Parker, who serves as the mayor of Saratoga Springs and is involved in creative product design, said there's a tremendous need in today's world for creativity and adaptability, a need sometimes unmet because people are too busy "doing."

He urged the young men and women listening to him to risk and "fail often."

"You can't succeed unless you fail," Parker said. "It's always the 10th idea that is the best idea."

Parker cited the case of a teenage boy trying to learn to skateboard well. He has to attempt new moves and work on new skills over and over.

"The secret is to recognize that the task is failing, you're not the failure."

In today's world, those who try to follow their creative instincts are counterbalanced by instincts that say be careful.

It's also risky to put out new ideas because others will automatically criticize those ideas and find reasons against their success.

Parker suggested following the models set forth in a book written in the 1970s by Don Koberg and Jim Bagnall titled "the Universal Traveler."

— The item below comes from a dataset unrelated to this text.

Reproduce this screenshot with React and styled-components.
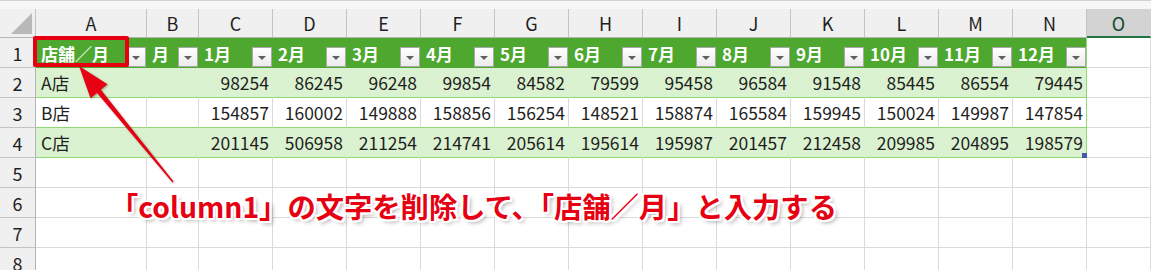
import styled, { createGlobalStyle } from 'styled-components'

const GlobalStyle = createGlobalStyle`
    html, body {
        margin: 0;
        padding: 0;
        background: #ffffff;
    }
    body {
        font-family: "Noto Sans CJK JP", "Noto Sans", sans-serif;
    }
`

const Colors = {
    head: '#4ea72e',
    band: '#daf2d0',
    line: '#8ed973',
    grid: '#dadada',
    chrome: '#f0f0f0',
    chromeLine: '#c4c4c4',
    red: '#e60012',
    text: '#1f1f1f',
}

const COLUMNS = ['A', 'B', 'C', 'D', 'E', 'F', 'G', 'H', 'I', 'J', 'K', 'L', 'M', 'N', 'O']
const MONTHS = Array.from({ length: 12 }, (_, i) => `${i + 1}月`)
const HEADERS = ['店舗／月', '月', ...MONTHS]

const ROWS = [
    { name: 'A店', values: [98254, 86245, 96248, 99854, 84582, 79599, 95458, 96584, 91548, 85445, 86554, 79445] },
    { name: 'B店', values: [154857, 160002, 149888, 158856, 156254, 148521, 158874, 165584, 159945, 150024, 149987, 147854] },
    { name: 'C店', values: [201145, 506958, 211254, 214741, 205614, 195614, 195987, 201457, 212458, 209985, 204895, 198579] },
]

export default function App() {
    return (
        <>
            <GlobalStyle />
            <Window>
                <TopStrip />
                <Sheet>
                    <Corner><CornerMark /></Corner>
                    {COLUMNS.map(c => (
                        <ColHead key={c} $selected={c === 'O'}>{c}</ColHead>
                    ))}

                    <RowHead>1</RowHead>
                    {HEADERS.map((h, i) => (
                        <HeadCell key={h} $last={i === HEADERS.length - 1}>
                            <HeadLabel>{h}</HeadLabel>
                            <FilterButton><FilterArrow /></FilterButton>
                        </HeadCell>
                    ))}
                    <GridCell />

                    {ROWS.map((row, r) => (
                        <Row key={row.name} index={r + 2} row={row} band={r % 2 === 0} lastRow={r === ROWS.length - 1} />
                    ))}

                    {[5, 6, 7, 8].map(n => (
                        <EmptyRow key={n} index={n} />
                    ))}
                </Sheet>

                <Highlight />
                <Arrow viewBox="0 0 1151 270">
                    <polygon
                        points="79,66 107.5,84.3 100.9,89.7 173.6,181.5 172.4,182.5 97.1,92.9 90.5,98.2"
                        fill={Colors.red}
                    />
                </Arrow>
                <Note>「column1」の文字を削除して、「店舗／月」と入力する</Note>
            </Window>
        </>
    )
}

const Row = ({ index, row, band, lastRow }) => (
    <>
        <RowHead>{index}</RowHead>
        <DataCell $band={band}>{row.name}</DataCell>
        <DataCell $band={band} />
        {row.values.map((v, i) => (
            <DataCell key={i} $band={band} $num $last={i === row.values.length - 1}>
                {v}
                {lastRow && i === row.values.length - 1 && <ResizeHandle />}
            </DataCell>
        ))}
        <GridCell />
    </>
)

const EmptyRow = ({ index }) => (
    <>
        <RowHead>{index}</RowHead>
        {COLUMNS.map(c => <GridCell key={c} />)}
    </>
)

const Window = styled.div`
    position: relative;
    width: 1151px;
    height: 270px;
    overflow: hidden;
    background: #ffffff;
`

const TopStrip = styled.div`
    height: 8px;
    background: #f7f7f7;
    border-top: 1px solid #d2d2d2;
`

const Sheet = styled.div`
    display: grid;
    grid-template-columns: 36px 111px 52px repeat(12, 74px) 1fr;
    grid-template-rows: 29px;
    grid-auto-rows: 30px;
    color: ${Colors.text};
`

const Corner = styled.div`
    position: relative;
    background: ${Colors.chrome};
    border-right: 1px solid ${Colors.chromeLine};
    border-bottom: 1px solid #b4b4b4;
`

const CornerMark = styled.div`
    position: absolute;
    right: 3px;
    bottom: 3px;
    width: 21px;
    height: 21px;
    background: #b9b9b9;
    clip-path: polygon(100% 0, 100% 100%, 0 100%);
`

const ColHead = styled.div`
    display: flex;
    align-items: center;
    justify-content: center;
    background: ${p => p.$selected ? '#d3d3d3' : Colors.chrome};
    border-right: 1px solid ${p => p.$selected ? '#d3d3d3' : Colors.chromeLine};
    border-bottom: ${p => p.$selected ? '2px solid #217346' : '1px solid #b4b4b4'};
    color: ${p => p.$selected ? '#0f4a2a' : Colors.text};
    font-size: 18px;
    box-sizing: border-box;
    padding-top: ${p => p.$selected ? '1px' : '0'};
`

const RowHead = styled.div`
    display: flex;
    align-items: center;
    justify-content: center;
    background: ${Colors.chrome};
    border-right: 1px solid #b4b4b4;
    border-bottom: 1px solid ${Colors.chromeLine};
    font-size: 18px;
`

const GridCell = styled.div`
    border-right: 1px solid ${Colors.grid};
    border-bottom: 1px solid ${Colors.grid};
`

const HeadCell = styled.div`
    display: flex;
    align-items: center;
    justify-content: space-between;
    min-width: 0;
    background: ${Colors.head};
    border-right: 1px solid ${p => p.$last ? Colors.line : Colors.head};
    padding-left: 5px;
`

const HeadLabel = styled.span`
    color: #ffffff;
    font-size: 17px;
    font-weight: 700;
    white-space: nowrap;
    overflow: hidden;
`

const FilterButton = styled.div`
    flex: none;
    align-self: flex-end;
    display: flex;
    align-items: center;
    justify-content: center;
    width: 20px;
    height: 20px;
    margin: 0 0 1px 0;
    box-sizing: border-box;
    border: 1px solid #a9a9a9;
    background: linear-gradient(#ffffff, #ebebeb);
`

const FilterArrow = styled.div`
    width: 0;
    height: 0;
    margin-top: 2px;
    border-left: 4px solid transparent;
    border-right: 4px solid transparent;
    border-top: 4px solid #606060;
`

const DataCell = styled.div`
    position: relative;
    display: flex;
    align-items: center;
    justify-content: ${p => p.$num ? 'flex-end' : 'flex-start'};
    padding: ${p => p.$num ? '0 3px 0 0' : '0 0 0 5px'};
    background: ${p => p.$band ? Colors.band : '#ffffff'};
    border-bottom: 1px solid ${Colors.line};
    border-right: 1px solid ${p => p.$last ? Colors.line : p.$band ? Colors.band : Colors.grid};
    font-size: 17.5px;
    white-space: nowrap;
`

const ResizeHandle = styled.div`
    position: absolute;
    right: -1px;
    bottom: -1px;
    width: 5px;
    height: 5px;
    background: #4657ae;
`

const Highlight = styled.div`
    position: absolute;
    left: 33px;
    top: 36px;
    width: 96px;
    height: 31px;
    box-sizing: border-box;
    border: 4px solid ${Colors.red};
    border-radius: 2px;
`

const Arrow = styled.svg`
    position: absolute;
    left: 0;
    top: 0;
    width: 1151px;
    height: 270px;
    pointer-events: none;
    filter: drop-shadow(1px 1px 1px rgba(0, 0, 0, 0.3));
`

const Note = styled.div`
    position: absolute;
    left: 110px;
    top: 190px;
    color: ${Colors.red};
    font-size: 28.3px;
    font-weight: 700;
    line-height: 32px;
    white-space: nowrap;
    text-shadow:
        -2px -2px 0 #fff, 2px -2px 0 #fff, -2px 2px 0 #fff, 2px 2px 0 #fff,
        0 -2px 0 #fff, 0 2px 0 #fff, -2px 0 0 #fff, 2px 0 0 #fff,
        3px 3px 4px rgba(0, 0, 0, 0.35);
`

In the text, Koberg and Bagnall suggest following a traveler's map to get from San Francisco to Boston. Accepting the situation or defining the problem is the first step, followed by analyzing the needs, coming up with ideas for solving the problem, selecting a workable solution and implementing that solution.

"Until you define the problem, you can't find the solution," Parker said, relating a situation where Sara Little, a 70-year-old colleague at Corning Glass, recognized the need to make the cookware fit the shape of the frozen bricks of food homemakers used in their daily meals.

"Sara Little stood there," said Parker.

He then cited another situation where a professor at Brigham Young University didn't know how to create a film in support of the university's Honor Code until Parker helped him see what he really wanted was to get male students to cut their hair.

"In our culture, we're taught there's one answer," said Parker. "There's more than one."